Web page code records:
---*---

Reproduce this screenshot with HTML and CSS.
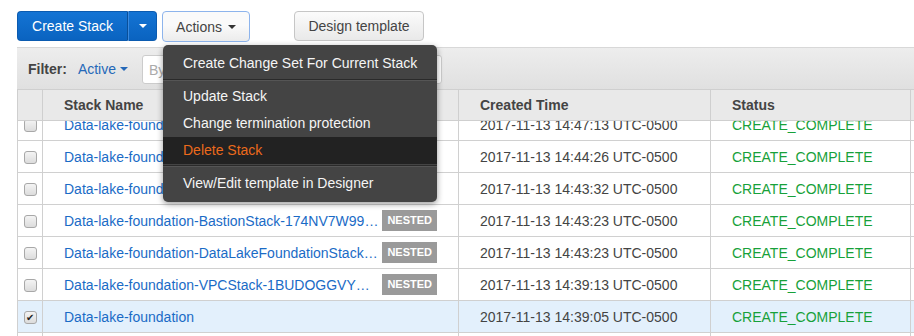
FILE: index.html
```html
<!DOCTYPE html>
<html lang="en">
<head>
    <meta charset="UTF-8">
    <meta name="viewport" content="width=device-width, initial-scale=1.0">
    <title>Stacks</title>
    <link rel="stylesheet" href="styles.css">
</head>
<body>
    <div class="page">
        <div class="toolbar">
            <div class="split-btn">
                <button class="btn-primary main">Create Stack</button>
                <button class="btn-primary toggle"><span class="caret"></span></button>
            </div>
            <div class="actions">
                <button class="btn focused">Actions <span class="caret dark"></span></button>
                <ul class="menu">
                    <li>Create Change Set For Current Stack</li>
                    <li class="divider"></li>
                    <li>Update Stack</li>
                    <li>Change termination protection</li>
                    <li class="danger">Delete Stack</li>
                    <li class="divider"></li>
                    <li>View/Edit template in Designer</li>
                </ul>
            </div>
            <button class="btn design">Design template</button>
        </div>

        <div class="panel">
            <div class="filter-bar">
                <span class="filter-label">Filter:</span>
                <span class="filter-value">Active <span class="caret blue"></span></span>
                <input class="filter-input" type="text" placeholder="By Stack Name">
            </div>
            <table class="grid">
                <colgroup>
                    <col class="c-check">
                    <col class="c-name">
                    <col class="c-time">
                    <col class="c-status">
                    <col class="c-extra">
                </colgroup>
                <thead>
                    <tr>
                        <th></th>
                        <th>Stack Name</th>
                        <th>Created Time</th>
                        <th>Status</th>
                        <th></th>
                    </tr>
                </thead>
            </table>
            <div class="grid-body">
                <table class="grid rows">
                    <colgroup>
                        <col class="c-check">
                        <col class="c-name">
                        <col class="c-time">
                        <col class="c-status">
                        <col class="c-extra">
                    </colgroup>
                    <tbody>
                        <tr>
                            <td><span class="check"></span></td>
                            <td><div class="name"><a>Data-lake-foundation-S3Stack-2F1K9W8LQ0PX</a></div></td>
                            <td>2017-11-13 14:47:13 UTC-0500</td>
                            <td class="ok">CREATE_COMPLETE</td>
                            <td></td>
                        </tr>
                        <tr>
                            <td><span class="check"></span></td>
                            <td><div class="name"><a>Data-lake-foundation-IAMStack-1XK3EQ2R9MUT</a></div></td>
                            <td>2017-11-13 14:44:26 UTC-0500</td>
                            <td class="ok">CREATE_COMPLETE</td>
                            <td></td>
                        </tr>
                        <tr>
                            <td><span class="check"></span></td>
                            <td><div class="name"><a>Data-lake-foundation-ElasticsearchStack-7QW2</a></div></td>
                            <td>2017-11-13 14:43:32 UTC-0500</td>
                            <td class="ok">CREATE_COMPLETE</td>
                            <td></td>
                        </tr>
                        <tr>
                            <td><span class="check"></span></td>
                            <td><div class="name"><a>Data-lake-foundation-BastionStack-174NV7W99XYZ</a><span class="badge">NESTED</span></div></td>
                            <td>2017-11-13 14:43:23 UTC-0500</td>
                            <td class="ok">CREATE_COMPLETE</td>
                            <td></td>
                        </tr>
                        <tr>
                            <td><span class="check"></span></td>
                            <td><div class="name"><a>Data-lake-foundation-DataLakeFoundationStack-1ABC</a><span class="badge">NESTED</span></div></td>
                            <td>2017-11-13 14:43:23 UTC-0500</td>
                            <td class="ok">CREATE_COMPLETE</td>
                            <td></td>
                        </tr>
                        <tr>
                            <td><span class="check"></span></td>
                            <td><div class="name"><a>Data-lake-foundation-VPCStack-1BUDOGGVYQWERT</a><span class="badge">NESTED</span></div></td>
                            <td>2017-11-13 14:39:13 UTC-0500</td>
                            <td class="ok">CREATE_COMPLETE</td>
                            <td></td>
                        </tr>
                        <tr class="selected">
                            <td><span class="check checked">&#10004;</span></td>
                            <td><div class="name"><a>Data-lake-foundation</a></div></td>
                            <td>2017-11-13 14:39:05 UTC-0500</td>
                            <td class="ok">CREATE_COMPLETE</td>
                            <td></td>
                        </tr>
                        <tr>
                            <td><span class="check"></span></td>
                            <td><div class="name"><a>Data-lake-foundation-old</a></div></td>
                            <td>2017-11-13 14:30:00 UTC-0500</td>
                            <td class="ok">CREATE_COMPLETE</td>
                            <td></td>
                        </tr>
                    </tbody>
                </table>
            </div>
        </div>
    </div>
</body>
</html>
```

FILE: styles.css
```css
body {
    margin: 0;
    font-family: "Liberation Sans", Arial, sans-serif;
    font-size: 14px;
    color: #444;
    background-color: white;
    overflow: hidden;
}

.page {
    padding: 11px 0 0 17px;
}

.toolbar {
    display: flex;
    align-items: flex-start;
    height: 30px;
}

button {
    font-family: inherit;
    font-size: 14px;
    cursor: pointer;
}

.split-btn {
    display: flex;
}

.btn-primary {
    height: 30px;
    border: 1px solid #0b5bb0;
    background: linear-gradient(#1474d4, #0a63c0);
    color: white;
    margin: 0;
}

.btn-primary.main {
    width: 111px;
    border-radius: 4px 0 0 4px;
    border-right-color: #0a4f98;
    padding: 0;
}

.btn-primary.toggle {
    width: 29px;
    border-left: 1px solid #3a8ae0;
    border-radius: 0 4px 4px 0;
    padding: 0;
}

.caret {
    display: inline-block;
    width: 0;
    height: 0;
    border-left: 4px solid transparent;
    border-right: 4px solid transparent;
    border-top: 4px solid white;
    vertical-align: middle;
    margin-top: -2px;
}

.caret.dark {
    border-top-color: #333;
    margin-left: 2px;
}

.caret.blue {
    border-top-color: #2568b8;
}

.btn {
    height: 30px;
    padding: 0 14px;
    border: 1px solid #c6c6c6;
    border-radius: 4px;
    background: linear-gradient(#fbfbfb, #e9e9e9);
    color: #444;
    margin: 0;
}

.btn.focused {
    height: 31px;
    width: 88px;
    padding: 0;
    border-color: #8db4ec;
    background: linear-gradient(#fafafa 45%, #ececec);
}

.actions {
    position: relative;
    margin-left: 5px;
}

.btn.design {
    margin-left: 44px;
    width: 130px;
    padding: 0;
}

.menu {
    position: absolute;
    top: 34px;
    left: 1px;
    width: 274px;
    margin: 0;
    padding: 6px 0 5px;
    list-style: none;
    background-color: #444;
    border-radius: 5px;
    box-shadow: 0 2px 6px rgba(0, 0, 0, 0.4);
    z-index: 5;
}

.menu li {
    padding: 0 20px;
    height: 27px;
    line-height: 26px;
    color: #f5f5f5;
    white-space: nowrap;
}

.menu li:first-child {
    height: 25px;
    line-height: 25px;
}

.menu li.divider {
    height: 0;
    padding: 0;
    margin: 3px 0 2px;
    border-top: 1px solid #2a2a2a;
    border-bottom: 1px solid #555;
}

.menu li.danger {
    background-color: #222;
    color: #ec6a1c;
}

.menu li.danger + .divider {
    margin-top: 1px;
    margin-bottom: 3px;
}

.panel {
    margin-top: 6px;
    width: 1000px;
}

.filter-bar {
    height: 41px;
    border-top: 1px solid #d8d8d8;
    background: linear-gradient(#ededed, #e0e0e0);
    display: flex;
    align-items: center;
    padding-left: 11px;
}

.filter-label {
    font-weight: bold;
    color: #444;
}

.filter-value {
    color: #2568b8;
    margin-left: 11px;
}

.filter-input {
    margin-left: 14px;
    margin-top: 2px;
    width: 300px;
    height: 29px;
    box-sizing: border-box;
    border: 1px solid #ccc;
    border-radius: 3px;
    font-family: inherit;
    font-size: 14px;
    padding: 0 6px;
}

.filter-input::placeholder {
    color: #aaa;
}

.grid {
    border-collapse: collapse;
    table-layout: fixed;
    width: 1000px;
}

.c-check { width: 25px; }
.c-name { width: 416px; }
.c-time { width: 252px; }
.c-status { width: 200px; }

.grid th {
    height: 30px;
    background-color: #e9e9e9;
    border: 1px solid #cfcfcf;
    text-align: left;
    padding: 0 0 0 21px;
    font-weight: bold;
    color: #444;
}

.grid th:first-child {
    padding: 0;
}

.grid-body {
    height: 215px;
    overflow: hidden;
}

.rows {
    margin-top: -12px;
}

.grid td {
    height: 31px;
    padding: 0 0 0 21px;
    border: 1px solid #d0d0d0;
    white-space: nowrap;
    overflow: hidden;
}

.grid td:first-child {
    padding: 0;
    text-align: center;
}

.grid tr:first-child td {
    border-top: none;
}

.selected td {
    background-color: #e3f0fc;
}

.name {
    display: flex;
    align-items: center;
}

.name a {
    color: #1a6bc6;
    max-width: 315px;
    overflow: hidden;
    text-overflow: ellipsis;
    white-space: nowrap;
}

.badge {
    margin-left: auto;
    margin-right: 21px;
    background-color: #9a9a9a;
    color: white;
    font-size: 11px;
    font-weight: bold;
    padding: 4px 5px;
    line-height: 13px;
}

.ok {
    color: #17a13a;
}

.check {
    display: inline-block;
    width: 11px;
    height: 11px;
    border: 1px solid #a8a8a8;
    border-radius: 3px;
    background: linear-gradient(#f4f4f4, #dcdcdc);
    vertical-align: middle;
    font-size: 10px;
    line-height: 11px;
    color: #222;
    text-align: center;
}
```
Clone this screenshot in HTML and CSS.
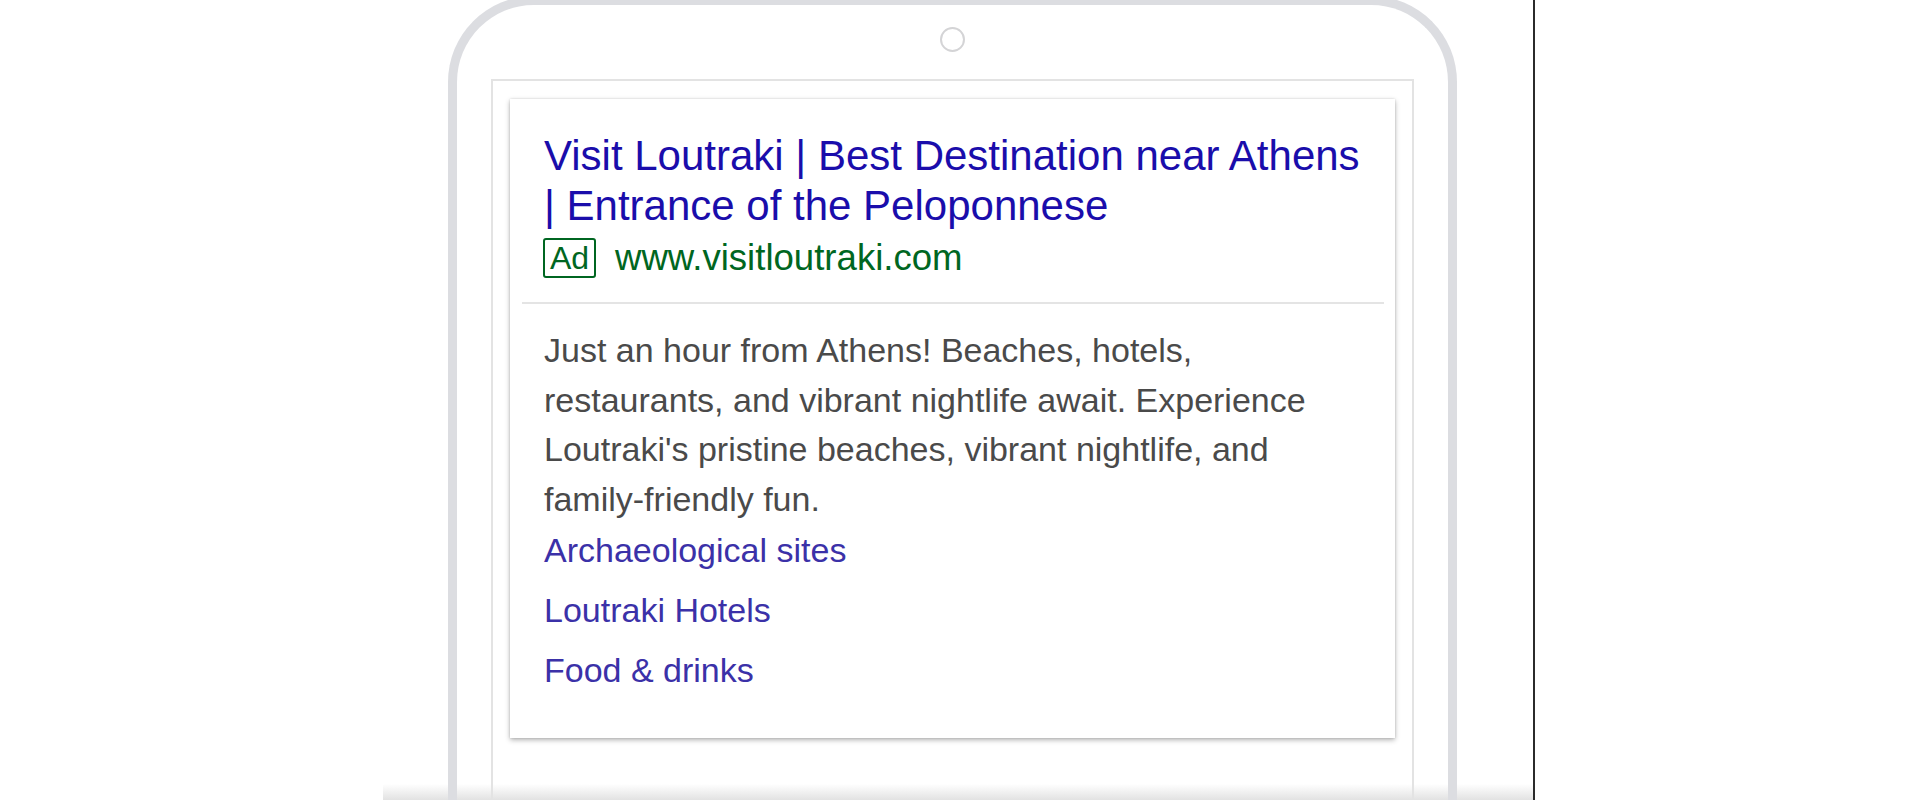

---*---

EXERCISE DESCRIPTION
How many of the lines above include the string "this"? Reply with the number by itself.

REPLY
2